-- Start --
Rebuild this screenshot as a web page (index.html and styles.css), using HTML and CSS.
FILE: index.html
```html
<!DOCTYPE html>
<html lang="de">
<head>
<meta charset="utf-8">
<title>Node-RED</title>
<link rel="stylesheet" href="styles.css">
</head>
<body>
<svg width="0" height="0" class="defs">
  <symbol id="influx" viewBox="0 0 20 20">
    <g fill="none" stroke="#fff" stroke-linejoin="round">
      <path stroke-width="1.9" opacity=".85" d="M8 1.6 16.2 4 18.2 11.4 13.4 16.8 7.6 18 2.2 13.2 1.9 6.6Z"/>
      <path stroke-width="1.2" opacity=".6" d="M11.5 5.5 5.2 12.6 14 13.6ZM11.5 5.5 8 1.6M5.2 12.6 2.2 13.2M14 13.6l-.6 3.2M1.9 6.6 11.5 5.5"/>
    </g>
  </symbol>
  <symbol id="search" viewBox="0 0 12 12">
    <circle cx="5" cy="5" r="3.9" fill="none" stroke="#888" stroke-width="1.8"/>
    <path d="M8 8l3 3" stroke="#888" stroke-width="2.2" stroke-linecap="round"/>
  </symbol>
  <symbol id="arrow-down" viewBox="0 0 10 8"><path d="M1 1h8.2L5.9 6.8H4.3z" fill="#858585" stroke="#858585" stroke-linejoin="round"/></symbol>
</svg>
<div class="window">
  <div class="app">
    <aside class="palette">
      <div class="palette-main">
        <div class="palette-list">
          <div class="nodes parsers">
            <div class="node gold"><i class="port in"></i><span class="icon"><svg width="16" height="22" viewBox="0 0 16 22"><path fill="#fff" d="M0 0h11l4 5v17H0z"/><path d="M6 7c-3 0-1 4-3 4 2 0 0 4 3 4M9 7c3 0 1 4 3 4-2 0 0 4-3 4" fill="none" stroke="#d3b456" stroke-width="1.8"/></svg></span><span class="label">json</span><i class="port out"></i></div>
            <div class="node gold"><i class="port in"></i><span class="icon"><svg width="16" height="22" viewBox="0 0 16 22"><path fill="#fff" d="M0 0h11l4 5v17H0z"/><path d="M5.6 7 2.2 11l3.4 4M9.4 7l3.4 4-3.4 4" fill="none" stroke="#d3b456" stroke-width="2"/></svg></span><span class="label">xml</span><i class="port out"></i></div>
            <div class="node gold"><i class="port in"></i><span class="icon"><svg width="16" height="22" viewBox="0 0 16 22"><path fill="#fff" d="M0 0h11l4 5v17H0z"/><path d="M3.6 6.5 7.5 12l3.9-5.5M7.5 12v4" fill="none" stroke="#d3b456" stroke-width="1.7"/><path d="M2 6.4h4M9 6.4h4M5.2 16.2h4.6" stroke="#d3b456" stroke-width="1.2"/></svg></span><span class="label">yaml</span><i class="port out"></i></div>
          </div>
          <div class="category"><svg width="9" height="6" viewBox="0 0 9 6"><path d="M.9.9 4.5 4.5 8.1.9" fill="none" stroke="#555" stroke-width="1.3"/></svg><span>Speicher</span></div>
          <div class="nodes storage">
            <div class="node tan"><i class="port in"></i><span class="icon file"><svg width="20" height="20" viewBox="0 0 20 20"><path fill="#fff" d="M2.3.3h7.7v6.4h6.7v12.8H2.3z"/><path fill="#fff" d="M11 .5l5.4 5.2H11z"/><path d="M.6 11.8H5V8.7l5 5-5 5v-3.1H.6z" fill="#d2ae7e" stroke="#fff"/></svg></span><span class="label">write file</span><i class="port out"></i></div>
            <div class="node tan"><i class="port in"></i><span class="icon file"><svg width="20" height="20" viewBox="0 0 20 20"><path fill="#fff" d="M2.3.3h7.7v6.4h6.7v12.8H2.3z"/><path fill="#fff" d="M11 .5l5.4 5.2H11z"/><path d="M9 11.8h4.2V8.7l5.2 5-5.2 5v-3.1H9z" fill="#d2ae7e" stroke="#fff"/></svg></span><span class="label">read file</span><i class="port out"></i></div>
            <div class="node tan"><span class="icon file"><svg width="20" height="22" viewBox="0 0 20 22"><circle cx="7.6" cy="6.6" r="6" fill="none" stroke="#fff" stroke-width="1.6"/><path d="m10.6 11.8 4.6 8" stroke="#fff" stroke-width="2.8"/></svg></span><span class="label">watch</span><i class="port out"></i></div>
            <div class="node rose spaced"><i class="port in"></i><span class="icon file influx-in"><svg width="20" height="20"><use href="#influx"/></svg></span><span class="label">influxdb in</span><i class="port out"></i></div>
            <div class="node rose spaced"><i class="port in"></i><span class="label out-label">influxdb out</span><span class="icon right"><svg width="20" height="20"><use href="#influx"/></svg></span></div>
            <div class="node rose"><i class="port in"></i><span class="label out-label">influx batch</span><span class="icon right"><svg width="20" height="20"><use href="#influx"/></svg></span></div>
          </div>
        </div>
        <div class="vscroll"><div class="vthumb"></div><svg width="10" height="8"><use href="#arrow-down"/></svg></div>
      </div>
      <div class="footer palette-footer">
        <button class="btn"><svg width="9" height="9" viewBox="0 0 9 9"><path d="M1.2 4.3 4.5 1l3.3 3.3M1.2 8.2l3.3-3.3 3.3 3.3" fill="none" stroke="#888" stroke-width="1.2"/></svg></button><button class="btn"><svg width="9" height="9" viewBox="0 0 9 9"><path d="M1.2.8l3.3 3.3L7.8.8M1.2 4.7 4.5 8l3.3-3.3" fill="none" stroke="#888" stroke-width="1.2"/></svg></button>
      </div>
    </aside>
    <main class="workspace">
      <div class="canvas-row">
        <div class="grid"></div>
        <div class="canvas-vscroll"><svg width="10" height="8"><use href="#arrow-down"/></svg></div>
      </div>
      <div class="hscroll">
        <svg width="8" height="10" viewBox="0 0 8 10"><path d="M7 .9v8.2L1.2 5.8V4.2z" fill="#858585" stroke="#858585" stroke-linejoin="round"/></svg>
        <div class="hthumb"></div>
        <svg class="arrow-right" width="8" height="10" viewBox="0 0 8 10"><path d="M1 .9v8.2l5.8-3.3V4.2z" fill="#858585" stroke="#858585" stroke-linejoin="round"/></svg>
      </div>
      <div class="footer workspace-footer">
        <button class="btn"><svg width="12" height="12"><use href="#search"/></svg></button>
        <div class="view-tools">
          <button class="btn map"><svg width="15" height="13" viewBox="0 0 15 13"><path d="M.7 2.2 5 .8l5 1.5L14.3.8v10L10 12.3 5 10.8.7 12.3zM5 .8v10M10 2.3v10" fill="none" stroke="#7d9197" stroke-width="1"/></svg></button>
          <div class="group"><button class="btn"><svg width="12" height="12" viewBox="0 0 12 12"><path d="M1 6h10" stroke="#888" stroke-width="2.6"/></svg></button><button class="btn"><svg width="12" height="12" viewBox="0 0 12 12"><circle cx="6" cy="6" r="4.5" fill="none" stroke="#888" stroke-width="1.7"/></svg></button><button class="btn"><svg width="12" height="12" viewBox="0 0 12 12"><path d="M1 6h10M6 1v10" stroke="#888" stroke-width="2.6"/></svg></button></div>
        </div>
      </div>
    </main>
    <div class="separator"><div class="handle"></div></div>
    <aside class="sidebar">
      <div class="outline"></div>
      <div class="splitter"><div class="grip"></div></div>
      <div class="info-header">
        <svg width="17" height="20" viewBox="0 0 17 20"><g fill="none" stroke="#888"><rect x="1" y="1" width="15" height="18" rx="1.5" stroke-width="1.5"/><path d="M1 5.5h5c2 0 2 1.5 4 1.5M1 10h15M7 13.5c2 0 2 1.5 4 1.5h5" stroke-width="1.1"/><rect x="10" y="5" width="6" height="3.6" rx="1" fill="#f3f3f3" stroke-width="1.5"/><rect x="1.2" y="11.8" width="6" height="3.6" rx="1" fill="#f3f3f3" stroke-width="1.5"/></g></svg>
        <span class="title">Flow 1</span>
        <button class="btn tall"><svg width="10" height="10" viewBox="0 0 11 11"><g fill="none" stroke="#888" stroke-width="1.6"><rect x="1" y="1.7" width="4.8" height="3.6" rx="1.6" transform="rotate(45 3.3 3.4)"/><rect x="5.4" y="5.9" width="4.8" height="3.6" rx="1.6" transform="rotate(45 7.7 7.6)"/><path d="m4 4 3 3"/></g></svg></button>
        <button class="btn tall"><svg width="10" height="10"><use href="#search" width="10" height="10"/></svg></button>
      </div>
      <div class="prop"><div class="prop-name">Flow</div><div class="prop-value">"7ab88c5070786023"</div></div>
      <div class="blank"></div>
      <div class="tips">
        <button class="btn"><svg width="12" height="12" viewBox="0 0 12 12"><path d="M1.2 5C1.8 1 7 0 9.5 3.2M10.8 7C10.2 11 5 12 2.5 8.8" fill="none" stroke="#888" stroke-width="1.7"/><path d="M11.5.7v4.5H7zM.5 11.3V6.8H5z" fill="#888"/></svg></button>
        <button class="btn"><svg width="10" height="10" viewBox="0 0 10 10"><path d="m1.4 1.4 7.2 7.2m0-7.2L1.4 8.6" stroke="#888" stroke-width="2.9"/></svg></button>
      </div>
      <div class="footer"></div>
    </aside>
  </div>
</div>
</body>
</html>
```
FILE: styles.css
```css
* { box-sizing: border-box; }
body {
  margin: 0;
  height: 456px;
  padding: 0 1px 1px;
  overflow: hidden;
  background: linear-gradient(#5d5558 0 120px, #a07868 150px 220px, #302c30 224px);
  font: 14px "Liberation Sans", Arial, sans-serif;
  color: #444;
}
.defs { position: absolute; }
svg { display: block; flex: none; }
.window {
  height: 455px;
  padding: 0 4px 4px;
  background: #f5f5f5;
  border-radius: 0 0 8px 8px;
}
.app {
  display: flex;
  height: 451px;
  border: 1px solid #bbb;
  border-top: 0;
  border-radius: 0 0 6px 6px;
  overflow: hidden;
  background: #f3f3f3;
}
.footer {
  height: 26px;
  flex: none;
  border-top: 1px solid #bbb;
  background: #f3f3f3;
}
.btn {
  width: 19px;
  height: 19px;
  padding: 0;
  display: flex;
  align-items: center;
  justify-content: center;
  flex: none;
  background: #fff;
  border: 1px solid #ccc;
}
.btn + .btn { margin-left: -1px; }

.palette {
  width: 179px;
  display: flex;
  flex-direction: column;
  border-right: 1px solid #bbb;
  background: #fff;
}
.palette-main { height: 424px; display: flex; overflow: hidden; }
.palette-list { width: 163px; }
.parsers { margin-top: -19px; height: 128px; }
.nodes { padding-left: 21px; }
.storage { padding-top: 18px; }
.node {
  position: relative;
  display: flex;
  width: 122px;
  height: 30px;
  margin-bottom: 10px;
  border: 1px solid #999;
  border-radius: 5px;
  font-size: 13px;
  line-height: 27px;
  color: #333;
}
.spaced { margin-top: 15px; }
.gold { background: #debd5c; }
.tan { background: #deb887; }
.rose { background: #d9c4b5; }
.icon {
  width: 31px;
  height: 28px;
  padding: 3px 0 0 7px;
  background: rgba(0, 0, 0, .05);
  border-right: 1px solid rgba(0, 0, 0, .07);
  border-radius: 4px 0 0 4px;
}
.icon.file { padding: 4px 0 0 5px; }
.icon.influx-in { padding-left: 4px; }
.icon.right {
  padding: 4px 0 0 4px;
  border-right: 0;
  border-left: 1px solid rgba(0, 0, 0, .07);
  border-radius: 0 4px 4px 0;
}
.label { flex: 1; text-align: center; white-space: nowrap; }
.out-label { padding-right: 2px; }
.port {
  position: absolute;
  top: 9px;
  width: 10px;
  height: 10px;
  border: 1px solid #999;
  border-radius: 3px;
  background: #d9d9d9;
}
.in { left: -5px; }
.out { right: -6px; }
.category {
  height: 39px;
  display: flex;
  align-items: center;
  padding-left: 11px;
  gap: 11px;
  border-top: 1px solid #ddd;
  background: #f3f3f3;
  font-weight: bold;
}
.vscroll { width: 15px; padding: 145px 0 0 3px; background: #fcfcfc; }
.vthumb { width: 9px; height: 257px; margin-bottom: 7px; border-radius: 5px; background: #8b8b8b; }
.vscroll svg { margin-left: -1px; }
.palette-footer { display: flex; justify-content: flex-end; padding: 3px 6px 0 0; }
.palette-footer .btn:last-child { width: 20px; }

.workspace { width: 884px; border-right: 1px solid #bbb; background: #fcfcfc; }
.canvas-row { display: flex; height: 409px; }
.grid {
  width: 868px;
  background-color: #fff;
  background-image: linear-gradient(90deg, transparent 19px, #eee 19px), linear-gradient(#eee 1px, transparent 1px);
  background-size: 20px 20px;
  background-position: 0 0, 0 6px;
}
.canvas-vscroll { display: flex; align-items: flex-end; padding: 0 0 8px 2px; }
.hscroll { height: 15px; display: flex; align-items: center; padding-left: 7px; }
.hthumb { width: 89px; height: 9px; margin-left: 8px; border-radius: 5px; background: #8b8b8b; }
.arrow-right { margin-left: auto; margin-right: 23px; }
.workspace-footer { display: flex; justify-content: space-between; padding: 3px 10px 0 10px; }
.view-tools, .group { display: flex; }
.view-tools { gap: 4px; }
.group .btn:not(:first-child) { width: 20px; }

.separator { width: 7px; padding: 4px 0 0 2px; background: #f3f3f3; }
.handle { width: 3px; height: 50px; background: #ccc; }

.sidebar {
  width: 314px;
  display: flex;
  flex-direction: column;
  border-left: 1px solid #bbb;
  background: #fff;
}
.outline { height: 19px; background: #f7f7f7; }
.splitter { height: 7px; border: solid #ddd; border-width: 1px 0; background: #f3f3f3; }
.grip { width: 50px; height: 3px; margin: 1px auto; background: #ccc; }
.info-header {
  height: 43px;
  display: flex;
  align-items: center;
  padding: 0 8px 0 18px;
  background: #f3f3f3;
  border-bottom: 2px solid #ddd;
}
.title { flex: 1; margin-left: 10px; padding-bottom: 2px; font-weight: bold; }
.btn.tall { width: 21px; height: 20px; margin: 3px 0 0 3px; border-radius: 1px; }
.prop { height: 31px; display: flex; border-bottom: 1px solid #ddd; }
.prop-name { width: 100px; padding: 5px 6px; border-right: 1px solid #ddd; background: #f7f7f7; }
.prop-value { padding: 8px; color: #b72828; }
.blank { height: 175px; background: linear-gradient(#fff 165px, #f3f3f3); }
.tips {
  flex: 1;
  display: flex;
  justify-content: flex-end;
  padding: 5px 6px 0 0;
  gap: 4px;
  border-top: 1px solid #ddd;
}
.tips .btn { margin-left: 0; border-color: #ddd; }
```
-- End --
How many of the lines above include the word "styles"? Respond with the number alone.

3